I’m not going to unpack every beatitude, every blessing, but you can see here how these upend how we usually think about blessings. These are not the situations or people we usually think of as blessed, are they? The poor in spirit? Those who mourn? Those whose lives are not right? Those who are hated? These are blessed? Really?
This sermon of Jesus’, the Sermon on the Mount, is not a prescription. Jesus is not saying these are things you should strive to be and do. No one should try to be poor in spirit. No one should seek unrighteousness or broken relationships. Purposefully offending people doesn’t make you a Christian, it just makes you a jerk. This sermon is not a prescription but a description. It is a description of what Jesus is up to. It is a description of the gifts, the blessings, he has come to give.

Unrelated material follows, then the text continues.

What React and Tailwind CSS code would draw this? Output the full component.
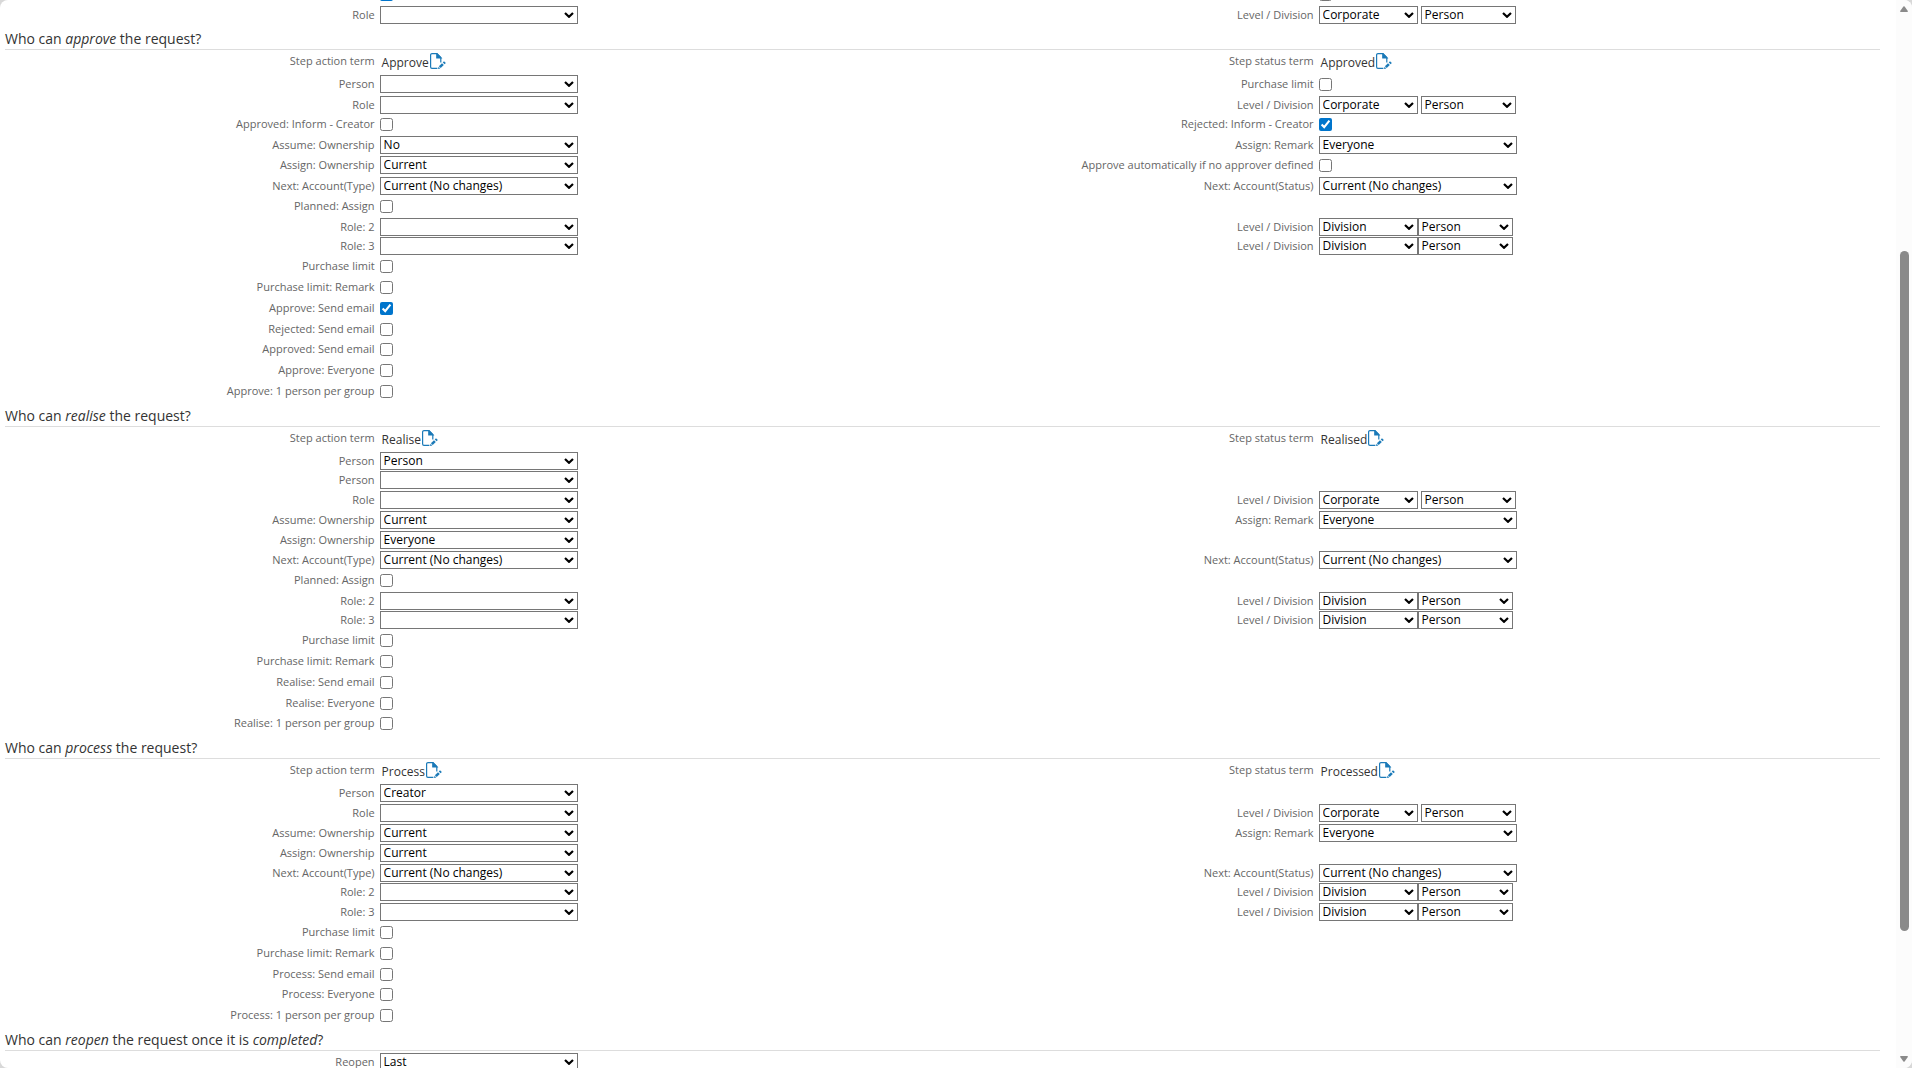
import { useId } from 'react';

// Row heights: t = tight, n = normal, l = loose
const ROW_HEIGHT = { t: 'h-[19px]', n: 'h-5', l: 'h-[21px]' };

const sel = (label, value = '') => ({ label, type: 'select', value });
const chk = (label, checked = false) => ({ label, type: 'check', checked });
const pair = (level, joined = false) => ({ label: 'Level / Division', type: 'pair', value: level, joined });

const SECTIONS = [
  {
    key: 'create',
    rows: [
      ['l', chk('', true), chk('')],
      ['n', sel('Role'), pair('Corporate')],
    ],
  },
  {
    key: 'approve',
    title: <>Who can <i>approve</i> the request?</>,
    terms: ['Approve', 'Approved'],
    rows: [
      ['l', sel('Person'), chk('Purchase limit')],
      ['t', sel('Role'), pair('Corporate')],
      ['l', chk('Approved: Inform - Creator'), chk('Rejected: Inform - Creator', true)],
      ['n', sel('Assume: Ownership', 'No'), sel('Assign: Remark', 'Everyone')],
      ['l', sel('Assign: Ownership', 'Current'), chk('Approve automatically if no approver defined')],
      ['n', sel('Next: Account(Type)', 'Current (No changes)'), sel('Next: Account(Status)', 'Current (No changes)')],
      ['l', chk('Planned: Assign')],
      ['t', sel('Role: 2'), pair('Division', true)],
      ['n', sel('Role: 3'), pair('Division', true)],
      ['l', chk('Purchase limit')],
      ['l', chk('Purchase limit: Remark')],
      ['l', chk('Approve: Send email', true)],
      ['n', chk('Rejected: Send email')],
      ['l', chk('Approved: Send email')],
      ['l', chk('Approve: Everyone')],
      ['l', chk('Approve: 1 person per group')],
    ],
  },
  {
    key: 'realise',
    title: <>Who can <i>realise</i> the request?</>,
    terms: ['Realise', 'Realised'],
    rows: [
      ['t', sel('Person', 'Person')],
      ['n', sel('Person')],
      ['n', sel('Role'), pair('Corporate')],
      ['n', sel('Assume: Ownership', 'Current'), sel('Assign: Remark', 'Everyone')],
      ['n', sel('Assign: Ownership', 'Everyone')],
      ['n', sel('Next: Account(Type)', 'Current (No changes)'), sel('Next: Account(Status)', 'Current (No changes)')],
      ['l', chk('Planned: Assign')],
      ['t', sel('Role: 2'), pair('Division', true)],
      ['n', sel('Role: 3'), pair('Division', true)],
      ['l', chk('Purchase limit')],
      ['l', chk('Purchase limit: Remark')],
      ['l', chk('Realise: Send email')],
      ['n', chk('Realise: Everyone')],
      ['l', chk('Realise: 1 person per group')],
    ],
  },
  {
    key: 'process',
    title: <>Who can <i>process</i> the request?</>,
    terms: ['Process', 'Processed'],
    rows: [
      ['n', sel('Person', 'Creator')],
      ['n', sel('Role'), pair('Corporate')],
      ['n', sel('Assume: Ownership', 'Current'), sel('Assign: Remark', 'Everyone')],
      ['n', sel('Assign: Ownership', 'Current')],
      ['t', sel('Next: Account(Type)', 'Current (No changes)'), sel('Next: Account(Status)', 'Current (No changes)')],
      ['n', sel('Role: 2'), pair('Division', true)],
      ['n', sel('Role: 3'), pair('Division', true)],
      ['l', chk('Purchase limit')],
      ['l', chk('Purchase limit: Remark')],
      ['n', chk('Process: Send email')],
      ['l', chk('Process: Everyone')],
      ['l', chk('Process: 1 person per group')],
    ],
  },
  {
    key: 'reopen',
    title: <>Who can <i>reopen</i> the request once it is <i>completed</i>?</>,
    rows: [['n', sel('Reopen', 'Last')]],
  },
];

function EditIcon() {
  return (
    <svg viewBox="0 0 16 16" width="16" height="16" fill="none" stroke="#1b7ab8" strokeWidth="1.2">
      <path d="M7.4 15.4H2A1.4 1.4 0 0 1 .6 14V2A1.4 1.4 0 0 1 2 .6h5l3.8 3.8v5.2" />
      <path d="M6.8.6 11 4.9H6.8z" fill="#1b7ab8" />
      <path d="m9.8 14.2 3.1-3.1" strokeWidth="2.6" />
      <path d="m13.7 10.3 1.2-1.2" strokeWidth="2.6" />
      <path d="m8 16 .6-2.3 1.7 1.7z" fill="#1b7ab8" stroke="none" />
    </svg>
  );
}

function Select({ id, value, label, className }) {
  return (
    <div className={`relative shrink-0 ${className}`}>
      <select
        id={id}
        aria-label={label}
        defaultValue={value}
        className="block h-[18px] w-full appearance-none border border-[#767676] bg-white pl-[3px] text-xs leading-4 text-black"
      >
        <option>{value}</option>
      </select>
      <svg
        viewBox="0 0 10 6"
        width="10"
        height="6"
        className="pointer-events-none absolute top-1.5 right-1"
        fill="none"
        stroke="#000"
        strokeWidth="2.2"
      >
        <path d="m1 1 4 3.8L9 1" />
      </svg>
    </div>
  );
}

function Control({ id, field }) {
  if (field.type === 'check') {
    return (
      <input
        id={id}
        type="checkbox"
        aria-label={field.label ? undefined : 'Inform'}
        defaultChecked={field.checked}
        className="h-[13px] w-[13px] accent-[#0075cc]"
      />
    );
  }
  if (field.type === 'pair') {
    return (
      <div className={field.joined ? 'flex' : 'flex gap-[3px]'}>
        <Select id={id} value={field.value} className="w-[99px]" />
        <Select value="Person" label="Division person" className="w-[95px]" />
      </div>
    );
  }
  return <Select id={id} value={field.value} className="w-[198px]" />;
}

function Field({ field }) {
  const id = useId();
  if (!field) return <div />;
  return (
    <div className="flex h-[18px] items-center gap-1">
      <label htmlFor={id} className="w-2/5 shrink-0 pr-px text-right text-[11px] leading-4 text-[#666]">
        {field.label}
      </label>
      <Control id={id} field={field} />
    </div>
  );
}

function Term({ label, value }) {
  return (
    <div className="flex items-start gap-1 pt-[3px]">
      <span className="w-2/5 shrink-0 pr-px text-right text-[11px] leading-4 text-[#666]">{label}</span>
      <div className="flex gap-px pl-0.5 text-xs leading-5 text-[#333]">
        {value}
        <button type="button" aria-label={`Edit ${value}`} className="h-4">
          <EditIcon />
        </button>
      </div>
    </div>
  );
}

function Section({ title, terms, rows }) {
  return (
    <section>
      {title && (
        <h2 className="ml-[5px] h-6 border-b border-[#ddd] text-[14px] leading-[26px] text-[#333]">{title}</h2>
      )}
      <div className="mr-0.5">
        {terms ? (
          <div className="grid h-[25px] grid-cols-2">
            <Term label="Step action term" value={terms[0]} />
            <Term label="Step status term" value={terms[1]} />
          </div>
        ) : (
          title && <div className="h-0.5" />
        )}
        {rows.map(([size, left, right], i) => (
          <div key={i} className={`grid grid-cols-2 ${ROW_HEIGHT[size]}`}>
            <Field field={left} />
            <Field field={right} />
          </div>
        ))}
      </div>
    </section>
  );
}

function Scrollbar() {
  return (
    <div className="flex w-4 shrink-0 flex-col items-center bg-[#fcfcfc]" aria-hidden="true">
      <svg viewBox="0 0 8 6" width="8" height="6" className="mt-1.5" fill="#8a8a8a">
        <path d="M3.4.6a.8.8 0 0 1 1.2 0L8 5.2 7.4 6H.6L0 5.2z" />
      </svg>
      <div className="flex min-h-0 w-full grow flex-col items-center">
        <div className="grow-239 basis-0" />
        <div className="w-[9px] grow-680 basis-0 rounded-full bg-[#8a8a8a]" />
        <div className="grow-125 basis-0" />
      </div>
      <svg viewBox="0 0 8 6" width="8" height="6" className="mb-1.5" fill="#8a8a8a">
        <path d="M3.4 5.4a.8.8 0 0 0 1.2 0L8 .8 7.4 0H.6L0 .8z" />
      </svg>
    </div>
  );
}

export default function App() {
  return (
    <div className="h-screen bg-[#d8d8d8] font-['Open_Sans',sans-serif]">
      <div className="flex h-full overflow-hidden rounded-lg bg-white">
        <main className="min-w-0 grow overflow-hidden pr-4">
          <form className="-mt-[15px]">
            {SECTIONS.map(({ key, ...section }) => (
              <Section key={key} {...section} />
            ))}
          </form>
        </main>
        <Scrollbar />
      </div>
    </div>
  );
}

Jesus has come to bring blessings to those who are lacking them in one way or another. Jesus has come to bring gifts from God to people who need them. Christ has come for the sick, not the healthy. He has come for sinners, not the righteous. He has come for the broken, not those whose lives are all put together neatly.
And these gifts have both a present reality and a future hope. Note how each of the blessings are in the present tense. “Blessed ARE…” Jesus says, over and over again. He doesn’t say, “Blessed WILL BE this person or that after they accomplish this or decide to do that.” Their blessing comes now! And it comes because Christ Jesus has come to be with them. Jesus came to be with the sick and suffering. He came to be with those who were plagued by demons. He came to break bread with sinners. He came to seek out the broken and the lost. And as he came to be with them, his presence with them was already a blessing! “Blessed ARE you!” he said to them. “Yours IS the kingdom of heaven!” In Christ’s presence with them, they got to participate in that kingdom now. They could know the peace and the presence of God. What a gift! What a blessing!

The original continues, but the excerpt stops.